Os dejo una muestra de un intento de ensayo que se quedó en nada; o en ficción, que no es poco:

La primera vez que te nombré me agachaba para mirarte a los ojos y poder escribirte. Nuestra cercanía se iba confundiendo, poco a poco, en un parentesco que acabaría por unirnos. Entonces tú eras papel y lo puse por escrito. Aún eres papel. Acudo a buscarte con tu nombre ―todavía desconocido―, porque ahora que no estás necesito nombrarte. Cuando seas verbo, si éste alienta tu estatura, una efeméride nueva nos acogerá. Y yo ya no estaré.

El sistema no puede hacer nada cuando yo tomo a jorge, a césar, a nicole, a jaume, a belén ―pongamos por caso― y les hablo; y ellos me hablan. No puede hacer nada cuando salgo en zapatillas a comprar el pan, o me pongo guapo ―es un decir― para ir a tirar la basura. Soy consciente de que al sistema no le importa lo más mínimo lo que yo haga o deje de hacer, pero el caso es que si le importase tampoco podría hacer nada: no es importante que yo no le importe al sistema, sino que éste no pueda actuar sobre ello. Que no pueda hacer nada ―aunque quisiera― cuando salgo al patio y dejo migas de pan, cada sábado, para los gorriones, colirrojos, aguzanieves, a veces una pareja de mirlos, alguna tórtola.
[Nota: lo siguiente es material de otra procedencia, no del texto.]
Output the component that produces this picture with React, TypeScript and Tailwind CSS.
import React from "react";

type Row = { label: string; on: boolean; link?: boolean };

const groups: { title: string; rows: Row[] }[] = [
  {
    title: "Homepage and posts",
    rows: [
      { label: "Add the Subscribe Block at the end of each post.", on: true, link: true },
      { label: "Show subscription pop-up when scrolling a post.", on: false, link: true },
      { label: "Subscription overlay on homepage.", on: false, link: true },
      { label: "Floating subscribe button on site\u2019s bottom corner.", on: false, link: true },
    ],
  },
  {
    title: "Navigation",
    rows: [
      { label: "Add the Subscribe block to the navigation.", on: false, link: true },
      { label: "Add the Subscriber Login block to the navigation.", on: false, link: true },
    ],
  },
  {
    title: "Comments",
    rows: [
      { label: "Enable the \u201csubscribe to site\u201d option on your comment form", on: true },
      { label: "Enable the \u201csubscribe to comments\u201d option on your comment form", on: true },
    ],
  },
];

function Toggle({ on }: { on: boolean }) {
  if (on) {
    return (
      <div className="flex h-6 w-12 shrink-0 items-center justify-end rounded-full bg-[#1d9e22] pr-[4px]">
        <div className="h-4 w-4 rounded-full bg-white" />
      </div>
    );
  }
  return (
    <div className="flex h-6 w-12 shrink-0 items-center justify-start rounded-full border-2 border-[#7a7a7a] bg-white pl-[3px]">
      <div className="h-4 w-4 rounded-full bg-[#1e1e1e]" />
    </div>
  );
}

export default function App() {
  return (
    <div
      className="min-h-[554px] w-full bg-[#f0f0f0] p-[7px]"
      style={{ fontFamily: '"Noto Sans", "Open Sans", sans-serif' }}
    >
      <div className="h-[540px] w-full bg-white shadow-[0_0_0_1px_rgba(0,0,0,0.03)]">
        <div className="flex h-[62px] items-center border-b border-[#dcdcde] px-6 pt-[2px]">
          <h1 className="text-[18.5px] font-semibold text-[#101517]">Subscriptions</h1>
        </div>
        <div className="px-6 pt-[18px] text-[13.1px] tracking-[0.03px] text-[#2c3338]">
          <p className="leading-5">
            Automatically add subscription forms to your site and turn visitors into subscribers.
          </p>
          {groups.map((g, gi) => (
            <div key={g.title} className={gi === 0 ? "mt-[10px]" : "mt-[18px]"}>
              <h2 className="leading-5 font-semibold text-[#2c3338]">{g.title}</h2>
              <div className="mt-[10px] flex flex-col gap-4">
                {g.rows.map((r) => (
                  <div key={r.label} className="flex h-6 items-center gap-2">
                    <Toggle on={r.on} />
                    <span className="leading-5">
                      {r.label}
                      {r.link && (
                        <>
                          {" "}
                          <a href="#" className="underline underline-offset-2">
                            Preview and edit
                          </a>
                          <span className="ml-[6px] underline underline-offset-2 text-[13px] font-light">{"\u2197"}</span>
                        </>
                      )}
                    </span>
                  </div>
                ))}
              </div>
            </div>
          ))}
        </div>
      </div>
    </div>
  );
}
Absolutamente nada. Me espera fernando dentro, con su tiempo amarillo.

He empezado a utilizar los pasos de peatones y cuando llueve, aunque tan sólo llovizne, si salgo a la calle no lo hago sin paraguas.
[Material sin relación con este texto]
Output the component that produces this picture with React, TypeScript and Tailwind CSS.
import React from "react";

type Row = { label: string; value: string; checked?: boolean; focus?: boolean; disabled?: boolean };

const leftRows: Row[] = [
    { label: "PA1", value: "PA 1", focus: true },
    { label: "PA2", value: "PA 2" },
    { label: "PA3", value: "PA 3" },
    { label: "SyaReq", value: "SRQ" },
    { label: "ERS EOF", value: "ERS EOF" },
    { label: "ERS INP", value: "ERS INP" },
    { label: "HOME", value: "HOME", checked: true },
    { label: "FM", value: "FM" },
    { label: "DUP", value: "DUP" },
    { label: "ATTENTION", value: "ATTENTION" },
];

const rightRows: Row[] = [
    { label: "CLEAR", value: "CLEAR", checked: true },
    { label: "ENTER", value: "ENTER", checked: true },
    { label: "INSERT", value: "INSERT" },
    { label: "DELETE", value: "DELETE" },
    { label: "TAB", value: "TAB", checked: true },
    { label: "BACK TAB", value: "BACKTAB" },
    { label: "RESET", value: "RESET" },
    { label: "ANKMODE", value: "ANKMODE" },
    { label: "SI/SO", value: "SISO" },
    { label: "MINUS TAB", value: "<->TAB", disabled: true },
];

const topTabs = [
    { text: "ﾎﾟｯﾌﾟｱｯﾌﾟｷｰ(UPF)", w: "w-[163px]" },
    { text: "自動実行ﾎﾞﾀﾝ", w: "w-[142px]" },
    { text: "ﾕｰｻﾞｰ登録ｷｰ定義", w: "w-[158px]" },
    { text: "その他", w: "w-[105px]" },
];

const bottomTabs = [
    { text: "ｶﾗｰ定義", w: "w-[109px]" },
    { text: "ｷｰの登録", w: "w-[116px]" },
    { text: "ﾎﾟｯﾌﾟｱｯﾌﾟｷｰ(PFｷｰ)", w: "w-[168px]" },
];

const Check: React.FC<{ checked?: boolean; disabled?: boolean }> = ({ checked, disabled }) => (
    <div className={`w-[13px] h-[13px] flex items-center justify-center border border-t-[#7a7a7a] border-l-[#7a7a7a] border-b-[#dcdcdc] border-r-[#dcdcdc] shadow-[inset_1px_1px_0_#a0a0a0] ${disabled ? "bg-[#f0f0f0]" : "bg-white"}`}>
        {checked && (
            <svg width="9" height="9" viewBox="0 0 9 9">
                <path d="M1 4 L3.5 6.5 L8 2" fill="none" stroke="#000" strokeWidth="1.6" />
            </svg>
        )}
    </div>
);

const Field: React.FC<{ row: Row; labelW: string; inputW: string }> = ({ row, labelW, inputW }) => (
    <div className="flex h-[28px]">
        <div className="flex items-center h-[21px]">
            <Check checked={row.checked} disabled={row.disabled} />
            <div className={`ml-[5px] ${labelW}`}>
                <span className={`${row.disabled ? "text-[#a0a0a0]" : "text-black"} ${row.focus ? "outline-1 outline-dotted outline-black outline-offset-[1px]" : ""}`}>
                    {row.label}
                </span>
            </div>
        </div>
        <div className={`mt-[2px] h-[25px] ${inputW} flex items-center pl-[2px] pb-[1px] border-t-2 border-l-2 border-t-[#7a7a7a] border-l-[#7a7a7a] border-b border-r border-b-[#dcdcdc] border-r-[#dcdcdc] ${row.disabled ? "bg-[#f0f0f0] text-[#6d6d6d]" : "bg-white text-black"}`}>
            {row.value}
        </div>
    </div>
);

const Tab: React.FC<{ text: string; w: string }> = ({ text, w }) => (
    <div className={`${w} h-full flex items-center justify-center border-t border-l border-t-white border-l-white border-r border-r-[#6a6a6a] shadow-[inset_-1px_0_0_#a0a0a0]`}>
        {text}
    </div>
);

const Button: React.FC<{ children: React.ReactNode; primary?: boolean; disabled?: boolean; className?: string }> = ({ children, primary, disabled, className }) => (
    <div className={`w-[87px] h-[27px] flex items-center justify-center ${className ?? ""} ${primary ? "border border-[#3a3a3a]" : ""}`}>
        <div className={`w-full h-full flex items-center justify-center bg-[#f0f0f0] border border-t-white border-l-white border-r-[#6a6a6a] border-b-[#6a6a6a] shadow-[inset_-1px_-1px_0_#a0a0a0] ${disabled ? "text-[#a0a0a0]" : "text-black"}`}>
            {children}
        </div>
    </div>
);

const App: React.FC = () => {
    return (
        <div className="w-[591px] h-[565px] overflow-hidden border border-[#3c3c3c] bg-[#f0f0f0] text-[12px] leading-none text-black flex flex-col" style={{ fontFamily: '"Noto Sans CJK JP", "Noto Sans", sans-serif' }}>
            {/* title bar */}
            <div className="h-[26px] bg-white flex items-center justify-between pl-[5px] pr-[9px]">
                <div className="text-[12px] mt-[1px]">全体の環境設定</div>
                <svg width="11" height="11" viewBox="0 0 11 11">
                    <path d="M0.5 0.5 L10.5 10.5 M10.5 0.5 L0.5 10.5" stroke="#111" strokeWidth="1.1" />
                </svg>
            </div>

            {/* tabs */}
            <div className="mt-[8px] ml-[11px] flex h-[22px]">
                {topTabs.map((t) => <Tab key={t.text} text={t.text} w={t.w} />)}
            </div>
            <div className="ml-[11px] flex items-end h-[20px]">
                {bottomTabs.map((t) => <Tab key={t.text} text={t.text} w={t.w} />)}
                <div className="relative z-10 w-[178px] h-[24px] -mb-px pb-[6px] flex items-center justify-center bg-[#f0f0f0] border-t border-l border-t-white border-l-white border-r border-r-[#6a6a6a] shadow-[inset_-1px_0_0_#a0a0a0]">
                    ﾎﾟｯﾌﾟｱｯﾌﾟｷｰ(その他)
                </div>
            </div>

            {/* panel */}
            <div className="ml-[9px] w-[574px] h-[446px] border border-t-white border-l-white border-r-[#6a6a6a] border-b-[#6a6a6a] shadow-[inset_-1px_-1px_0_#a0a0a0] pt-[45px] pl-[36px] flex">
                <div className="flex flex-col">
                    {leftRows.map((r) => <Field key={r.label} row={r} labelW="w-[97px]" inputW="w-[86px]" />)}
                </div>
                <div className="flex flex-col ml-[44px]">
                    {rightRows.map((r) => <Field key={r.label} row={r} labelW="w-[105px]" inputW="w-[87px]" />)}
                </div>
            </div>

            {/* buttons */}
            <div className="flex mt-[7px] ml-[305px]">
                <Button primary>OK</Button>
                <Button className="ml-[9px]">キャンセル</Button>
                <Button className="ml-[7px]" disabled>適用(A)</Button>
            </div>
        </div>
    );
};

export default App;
Esto, Liberto, quizá te haga sonreír (aunque es algo, diría, pensado para lo contrario): días atrás me dijeron que hacía falta tener mucha imaginación, «cantidades ingentes de imaginación y de poder de abstracción», para entender los poemas que yo escribo. Que para conseguir comprender su significado es «imprescindible vivir en un mundo propio», alejado del mundo real y, por supuesto, no tener los pies en el suelo. Es curioso que quienes me dijeron esto ―tertulianos, escritores también, de unos encuentros literarios que hacemos una vez al mes― y lo defendían y argumentaban entusiásticamente, es curioso, digo, que éstos no tengan ningún reparo en reconocerse creyentes, por ejemplo, o en aceptar de buen grado vivir como súbditos de un rey ya que a éste se le supone un poder inherente sobre los demás. Es interesante ―quizá debería tomármelo como un elogio, ahora que lo pienso― que alguien que tiene tanta imaginación como para creer en dios y en la monarquía concluya que hay que tener cantidades ingentes de imaginación ―de la que ellos dicen carecer― para entender mi poesía.
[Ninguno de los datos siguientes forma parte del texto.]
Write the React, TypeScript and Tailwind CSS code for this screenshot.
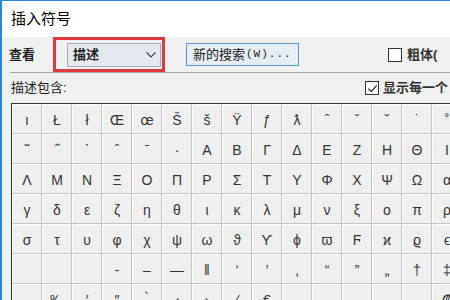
const rows: string[][] = [
  ['ı', 'Ł', 'ł', 'Œ', 'œ', 'Š', 'š', 'Ÿ', 'ƒ', 'ƛ', 'ˆ', 'ˇ', '˘', '˙', '˚', '˛'],
  ['˜', '˝', 'ˋ', 'ˆ', 'ˉ', '·', 'Α', 'Β', 'Γ', 'Δ', 'Ε', 'Ζ', 'Η', 'Θ', 'Ι', 'Κ'],
  ['Λ', 'Μ', 'Ν', 'Ξ', 'Ο', 'Π', 'Ρ', 'Σ', 'Τ', 'Υ', 'Φ', 'Χ', 'Ψ', 'Ω', 'α', 'β'],
  ['γ', 'δ', 'ε', 'ζ', 'η', 'θ', 'ι', 'κ', 'λ', 'μ', 'ν', 'ξ', 'ο', 'π', 'ρ', 'ς'],
  ['σ', 'τ', 'υ', 'φ', 'χ', 'ψ', 'ω', 'ϑ', 'ϒ', 'ϕ', 'ϖ', 'Ϝ', 'ϰ', 'ϱ', 'ϵ', '϶'],
  ['', '', '', '‐', '–', '—', '‖', '‘', '’', '‚', '“', '”', '„', '†', '‡', '•'],
  ['', '‰', '′', '″', '‵', '‹', '›', '⁄', '€', '', '', '', '', '', '₡', '₢'],
];

function Checkbox({ checked }: { checked?: boolean }) {
  return (
    <span className="flex h-[14px] w-[14px] shrink-0 items-center justify-center border border-[#333] bg-white">
      {checked && (
        <svg viewBox="0 0 12 12" className="h-[11px] w-[11px]">
          <path d="M1.5 6.2 L4.6 9.3 L10.6 2.6" fill="none" stroke="#222" strokeWidth="1.3" />
        </svg>
      )}
    </span>
  );
}

export default function App() {
  return (
    <div
      className="flex h-[300px] w-[450px] flex-col overflow-hidden border-l-2 border-t border-[#2b87d3] bg-white text-black"
      style={{ fontFamily: '"Liberation Sans", "Noto Sans CJK SC", sans-serif' }}
    >
      {/* 标题栏 */}
      <div className="flex h-[36px] shrink-0 items-center pl-[9px] text-[15px]">插入符号</div>

      <div className="flex flex-1 flex-col bg-[#f0f0f0]">
        {/* 查看 / 搜索 */}
        <div className="flex h-[35px] shrink-0 items-center">
          <span className="w-[51px] shrink-0 pl-[7px] text-[13px] font-bold text-[#222]">查看</span>
          <div className="flex h-[35px] w-[112px] shrink-0 items-center border-[3px] border-[#dd3a3e] pl-[11px] pr-[1px]">
            <div className="flex h-[24px] w-full items-center justify-between border border-[#a3abb8] bg-[#e4e9f0] pl-[5px] pr-[4px]">
              <span className="text-[13px] font-semibold text-[#222]">描述</span>
              <svg viewBox="0 0 10 6" className="h-[6px] w-[10px]">
                <path d="M0.5 0.5 L5 5 L9.5 0.5" fill="none" stroke="#444" strokeWidth="1.2" />
              </svg>
            </div>
          </div>
          <div className="ml-[21px] flex h-[23px] w-[113px] shrink-0 items-center border border-[#5b96d6] bg-[#e6edf5] pl-[6px] text-[13px] text-[#222]">
            新的搜索<span className="ml-[1px] font-mono text-[11px] tracking-[1px]">(W)...</span>
          </div>
          <div className="ml-[89px] flex shrink-0 items-center">
            <Checkbox />
            <span className="ml-[5px] text-[13px] font-bold text-[#333]">粗体(</span>
          </div>
        </div>

        <div className="ml-[8px] h-px shrink-0 bg-[#a5a5a5]" />

        {/* 描述包含 */}
        <div className="flex h-[30px] shrink-0 items-center">
          <span className="w-[363px] shrink-0 pl-[9px] text-[13px] text-[#222]">描述包含:</span>
          <Checkbox checked />
          <span className="ml-[4px] shrink-0 whitespace-nowrap text-[13px] font-bold text-[#333]">显示每一个</span>
        </div>

        {/* 符号网格 */}
        <div className="ml-[9px] grid w-[481px] shrink-0 grid-cols-[repeat(16,29px)] gap-px border-l border-t border-[#333] bg-[#c4c4c4]">
          {rows.flat().map((ch, i) => (
            <div
              key={i}
              className="flex h-[29px] items-center justify-center border-l border-t border-white bg-[#efefef] pt-[2px] text-[14px] text-[#333]"
            >
              {ch}
            </div>
          ))}
        </div>
      </div>
    </div>
  );
}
Siempre pensé que faltaban padres; que, en cierta manera, sobraban hijos. La inercia, la cultura, las ganas, la necesidad, y vete a saber qué otras razones o causas, han llenado el planeta de niños desamparados: hijos que piden una madre, un padre, alguna cosa dulce que llevarse a la boca. Y, sin embargo, aquí estoy, contribuyendo al desamparo de esos hijos que ya nunca podrán ser míos. A sabiendas de la putrefacción de la vida y a cuyo olor, quizá, ya me haya acostumbrado. Uno acaba persiguiendo la impunidad.